## Informer Forecasting Notebook

In the following notebook we will train the Informer on the synthetic and German wind generation data for three forecasting scenarios with prediction windows of 24, 168 and 720 hours.

To optimize the model training and forecasting experience for Jupyter Notebook, minor changes were made to `Informer2020/exp/exp_informer.py`. To allow for using the synthetic and wind datasets further amendments were made to `Informer2020/exp/exp_informer.py` and `Informer2020/data/data_loader.py`.

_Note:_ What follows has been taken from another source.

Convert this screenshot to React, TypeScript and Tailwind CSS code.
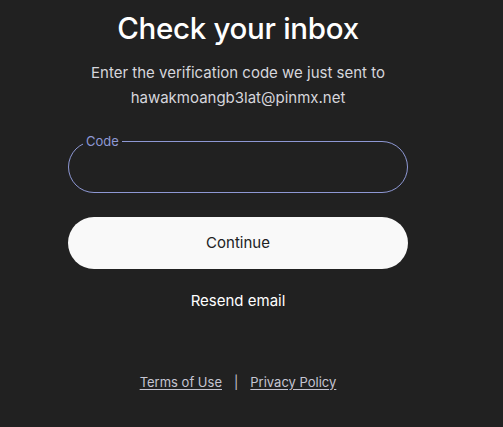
import React from 'react';

export default function App() {
  return (
    <div className="min-h-[427px] w-full bg-[#212121] font-['Inter',sans-serif] text-white">
      <div className="ml-[68px] flex w-[340px] flex-col items-center pt-[10px]">
        <h1 className="text-[29.5px] font-medium leading-[36px] tracking-[-0.3px] text-white">
          Check your inbox
        </h1>
        <p className="mt-[14px] text-center text-[15px] leading-[25px] text-[#d6d6dc]">
          Enter the verification code we just sent to
          <br />
          hawakmoangb3lat@pinmx.net
        </p>

        <div className="relative mt-[24px] w-full">
          <fieldset className="h-[59px] w-full rounded-full border border-[#8e98d4] px-[14px]">
            <legend className="px-[3px] text-[13px] leading-[14px] text-[#8e98d4]">Code</legend>
            <input className="h-full w-full bg-transparent text-[16px] text-white outline-none" />
          </fieldset>
        </div>

        <button className="mt-[24px] h-[52px] w-full rounded-full bg-[#f9f9f9] text-[15px] text-[#202123]">
          Continue
        </button>

        <button className="mt-[21px] text-[15px] text-white">Resend email</button>

        <div className="mt-[60px] flex items-center gap-[12px] text-[13px] text-[#c5c5d2]">
          <a className="underline underline-offset-2">Terms of Use</a>
          <span className="text-[#c5c5d2]">|</span>
          <a className="underline underline-offset-2">Privacy Policy</a>
        </div>
      </div>
    </div>
  );
}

For the initial prototype, all models are trained for 8 epochs as in the original paper.

In [2]:
# General imports
import matplotlib.pyplot as plt
plt.style.use('seaborn-v0_8')
import numpy as np
import pandas as pd
import torch
# Add Informer to path
import sys
if not 'Informer2020' in sys.path:
    sys.path += ['Informer2020']
# Import informer and argument parser
from utils.tools import dotdict
from exp.exp_informer import Exp_Informer

# **1. Synthetic Data Forecasting**

### **1.1) 24-Hour Windows**

Below we define a long list of model arguments, much of which will be reusable for further forecasting experiments.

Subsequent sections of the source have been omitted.